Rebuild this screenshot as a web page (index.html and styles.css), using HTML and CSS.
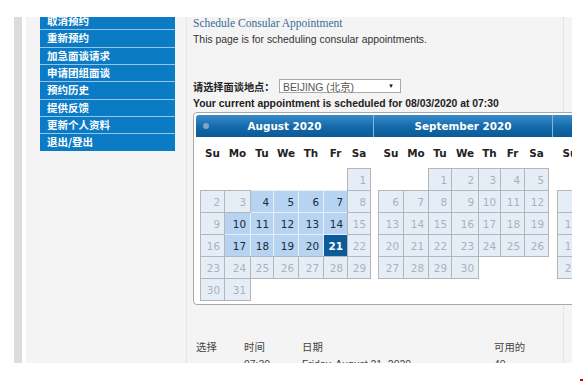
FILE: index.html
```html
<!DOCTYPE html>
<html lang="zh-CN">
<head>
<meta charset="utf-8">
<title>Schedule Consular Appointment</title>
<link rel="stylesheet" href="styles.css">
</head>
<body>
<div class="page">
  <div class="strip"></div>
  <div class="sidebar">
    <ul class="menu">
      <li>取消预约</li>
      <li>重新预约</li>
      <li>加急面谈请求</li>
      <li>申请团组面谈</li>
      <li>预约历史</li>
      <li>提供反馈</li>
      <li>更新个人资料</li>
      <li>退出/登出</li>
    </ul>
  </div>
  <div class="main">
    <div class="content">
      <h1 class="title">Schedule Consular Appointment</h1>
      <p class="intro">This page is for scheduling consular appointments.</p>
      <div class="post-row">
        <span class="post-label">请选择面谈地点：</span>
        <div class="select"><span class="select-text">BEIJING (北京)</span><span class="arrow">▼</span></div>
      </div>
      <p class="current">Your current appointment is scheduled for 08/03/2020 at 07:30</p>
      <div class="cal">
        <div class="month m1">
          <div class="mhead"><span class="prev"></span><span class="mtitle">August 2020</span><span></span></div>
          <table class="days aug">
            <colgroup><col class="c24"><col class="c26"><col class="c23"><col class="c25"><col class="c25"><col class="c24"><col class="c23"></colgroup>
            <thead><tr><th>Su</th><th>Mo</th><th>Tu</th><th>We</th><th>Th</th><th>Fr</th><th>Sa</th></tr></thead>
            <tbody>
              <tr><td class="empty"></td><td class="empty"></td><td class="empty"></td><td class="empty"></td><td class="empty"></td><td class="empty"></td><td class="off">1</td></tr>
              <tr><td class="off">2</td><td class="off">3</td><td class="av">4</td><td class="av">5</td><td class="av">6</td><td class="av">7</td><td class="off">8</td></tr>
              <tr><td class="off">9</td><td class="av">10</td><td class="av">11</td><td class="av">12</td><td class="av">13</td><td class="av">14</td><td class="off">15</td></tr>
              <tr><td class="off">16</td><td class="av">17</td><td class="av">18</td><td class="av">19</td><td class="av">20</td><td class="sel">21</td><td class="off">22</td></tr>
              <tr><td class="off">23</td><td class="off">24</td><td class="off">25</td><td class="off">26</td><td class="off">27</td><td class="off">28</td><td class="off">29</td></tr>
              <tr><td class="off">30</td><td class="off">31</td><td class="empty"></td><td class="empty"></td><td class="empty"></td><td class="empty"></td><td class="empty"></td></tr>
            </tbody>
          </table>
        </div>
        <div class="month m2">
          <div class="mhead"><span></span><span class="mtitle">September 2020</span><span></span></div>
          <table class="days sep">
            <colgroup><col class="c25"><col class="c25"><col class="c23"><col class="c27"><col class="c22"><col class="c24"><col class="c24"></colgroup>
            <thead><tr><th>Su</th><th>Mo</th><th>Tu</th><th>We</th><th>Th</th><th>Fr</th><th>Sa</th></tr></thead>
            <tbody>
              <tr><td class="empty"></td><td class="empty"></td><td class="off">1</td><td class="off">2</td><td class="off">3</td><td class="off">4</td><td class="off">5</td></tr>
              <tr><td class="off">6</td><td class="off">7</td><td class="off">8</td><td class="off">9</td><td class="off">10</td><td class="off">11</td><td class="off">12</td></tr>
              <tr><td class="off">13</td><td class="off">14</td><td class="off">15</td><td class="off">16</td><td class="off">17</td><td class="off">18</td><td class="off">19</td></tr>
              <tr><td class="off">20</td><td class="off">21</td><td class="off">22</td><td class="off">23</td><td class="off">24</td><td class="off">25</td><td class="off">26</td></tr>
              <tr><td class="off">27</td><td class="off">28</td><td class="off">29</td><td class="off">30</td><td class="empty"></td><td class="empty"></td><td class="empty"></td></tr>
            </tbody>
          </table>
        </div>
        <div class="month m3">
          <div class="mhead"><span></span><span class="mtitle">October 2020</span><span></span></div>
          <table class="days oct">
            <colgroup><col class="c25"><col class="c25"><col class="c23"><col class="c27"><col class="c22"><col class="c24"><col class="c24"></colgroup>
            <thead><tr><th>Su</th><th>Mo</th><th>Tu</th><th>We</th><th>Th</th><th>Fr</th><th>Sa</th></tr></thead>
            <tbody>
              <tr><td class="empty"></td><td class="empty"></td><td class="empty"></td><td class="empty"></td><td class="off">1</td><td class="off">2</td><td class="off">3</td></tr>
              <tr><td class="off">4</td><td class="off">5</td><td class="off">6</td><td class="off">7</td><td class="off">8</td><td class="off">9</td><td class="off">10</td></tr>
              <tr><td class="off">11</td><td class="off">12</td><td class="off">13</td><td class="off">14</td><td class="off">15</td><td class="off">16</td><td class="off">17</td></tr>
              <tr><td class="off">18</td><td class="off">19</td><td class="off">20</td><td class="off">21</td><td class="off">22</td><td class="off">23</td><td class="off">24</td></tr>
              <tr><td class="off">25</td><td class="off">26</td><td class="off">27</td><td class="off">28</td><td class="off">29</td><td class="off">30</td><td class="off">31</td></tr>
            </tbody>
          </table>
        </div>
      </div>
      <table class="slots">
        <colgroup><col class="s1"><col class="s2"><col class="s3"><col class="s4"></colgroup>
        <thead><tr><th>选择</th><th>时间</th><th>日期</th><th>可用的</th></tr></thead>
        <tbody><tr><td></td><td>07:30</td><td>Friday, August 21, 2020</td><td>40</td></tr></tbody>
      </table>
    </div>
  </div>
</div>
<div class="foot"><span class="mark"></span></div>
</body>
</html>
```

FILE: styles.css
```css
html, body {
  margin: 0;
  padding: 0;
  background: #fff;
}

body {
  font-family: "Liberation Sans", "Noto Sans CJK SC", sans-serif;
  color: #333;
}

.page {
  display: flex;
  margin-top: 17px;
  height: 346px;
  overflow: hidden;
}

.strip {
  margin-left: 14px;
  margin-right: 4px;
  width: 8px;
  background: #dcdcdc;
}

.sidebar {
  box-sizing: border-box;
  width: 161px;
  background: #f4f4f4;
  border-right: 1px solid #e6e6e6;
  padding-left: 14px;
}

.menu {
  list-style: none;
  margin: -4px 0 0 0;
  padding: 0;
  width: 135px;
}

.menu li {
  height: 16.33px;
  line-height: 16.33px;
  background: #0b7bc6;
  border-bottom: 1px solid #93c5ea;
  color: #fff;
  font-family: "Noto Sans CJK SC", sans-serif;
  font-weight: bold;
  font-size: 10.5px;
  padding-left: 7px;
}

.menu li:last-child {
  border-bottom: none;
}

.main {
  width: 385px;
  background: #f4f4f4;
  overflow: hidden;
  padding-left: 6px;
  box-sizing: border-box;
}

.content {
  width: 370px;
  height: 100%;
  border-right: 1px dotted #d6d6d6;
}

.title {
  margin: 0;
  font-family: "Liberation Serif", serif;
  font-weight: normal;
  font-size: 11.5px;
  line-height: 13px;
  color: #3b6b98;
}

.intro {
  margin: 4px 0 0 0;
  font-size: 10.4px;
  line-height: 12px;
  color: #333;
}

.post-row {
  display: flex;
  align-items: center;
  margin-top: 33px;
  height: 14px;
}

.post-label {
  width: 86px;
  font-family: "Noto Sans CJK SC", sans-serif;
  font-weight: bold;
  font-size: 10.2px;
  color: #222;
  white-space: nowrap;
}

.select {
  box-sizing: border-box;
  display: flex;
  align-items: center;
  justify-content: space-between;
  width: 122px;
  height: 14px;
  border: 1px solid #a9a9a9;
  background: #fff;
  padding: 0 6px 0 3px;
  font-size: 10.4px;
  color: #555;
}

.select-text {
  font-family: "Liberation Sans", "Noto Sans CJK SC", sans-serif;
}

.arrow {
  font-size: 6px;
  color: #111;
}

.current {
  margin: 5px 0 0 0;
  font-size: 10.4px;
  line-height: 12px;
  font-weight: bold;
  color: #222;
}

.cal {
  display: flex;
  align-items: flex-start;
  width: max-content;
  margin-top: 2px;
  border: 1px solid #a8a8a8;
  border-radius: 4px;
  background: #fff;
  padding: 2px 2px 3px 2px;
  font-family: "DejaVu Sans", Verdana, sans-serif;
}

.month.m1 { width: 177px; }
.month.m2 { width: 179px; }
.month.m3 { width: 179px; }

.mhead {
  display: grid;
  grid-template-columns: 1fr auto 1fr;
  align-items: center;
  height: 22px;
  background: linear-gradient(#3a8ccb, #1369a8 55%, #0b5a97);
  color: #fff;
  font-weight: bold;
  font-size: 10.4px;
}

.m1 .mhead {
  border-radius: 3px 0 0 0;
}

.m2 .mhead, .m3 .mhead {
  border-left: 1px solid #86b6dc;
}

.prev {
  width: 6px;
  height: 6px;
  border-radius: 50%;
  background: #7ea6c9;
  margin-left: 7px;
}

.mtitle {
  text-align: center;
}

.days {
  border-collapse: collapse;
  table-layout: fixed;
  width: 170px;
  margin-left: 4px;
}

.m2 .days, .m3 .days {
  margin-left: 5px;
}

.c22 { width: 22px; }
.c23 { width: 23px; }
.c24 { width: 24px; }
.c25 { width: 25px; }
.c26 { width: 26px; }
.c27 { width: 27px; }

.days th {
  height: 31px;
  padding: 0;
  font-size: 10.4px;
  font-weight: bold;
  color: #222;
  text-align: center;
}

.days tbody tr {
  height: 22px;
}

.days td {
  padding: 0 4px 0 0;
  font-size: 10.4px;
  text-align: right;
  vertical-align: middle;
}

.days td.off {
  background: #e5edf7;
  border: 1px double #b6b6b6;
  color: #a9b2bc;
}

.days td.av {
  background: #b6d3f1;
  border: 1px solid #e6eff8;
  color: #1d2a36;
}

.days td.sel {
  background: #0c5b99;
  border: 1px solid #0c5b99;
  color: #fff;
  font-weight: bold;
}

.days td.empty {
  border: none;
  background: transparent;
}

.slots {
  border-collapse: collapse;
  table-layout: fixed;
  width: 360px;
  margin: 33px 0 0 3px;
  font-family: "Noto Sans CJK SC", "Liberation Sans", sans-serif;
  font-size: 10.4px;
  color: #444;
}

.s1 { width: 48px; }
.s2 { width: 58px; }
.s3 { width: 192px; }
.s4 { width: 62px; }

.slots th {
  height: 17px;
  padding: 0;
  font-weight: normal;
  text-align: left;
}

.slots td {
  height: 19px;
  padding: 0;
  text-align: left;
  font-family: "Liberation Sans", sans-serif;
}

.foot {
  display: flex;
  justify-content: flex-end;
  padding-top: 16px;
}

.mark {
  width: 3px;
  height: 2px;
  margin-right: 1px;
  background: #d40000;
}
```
* * *
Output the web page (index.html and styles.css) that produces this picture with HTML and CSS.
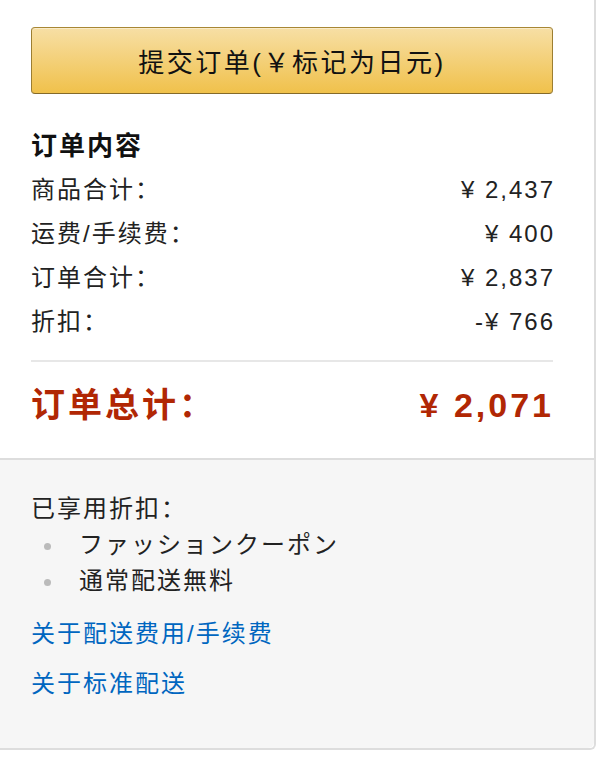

Work to complete: Locate the word "styles" in the data above. Copy every line carrying it.

Solution:
Rebuild this screenshot as a web page (index.html and styles.css), using HTML and CSS.
<link rel="stylesheet" href="styles.css">
FILE: styles.css
Output the web page (index.html and styles.css) that produces this picture with HTML and CSS.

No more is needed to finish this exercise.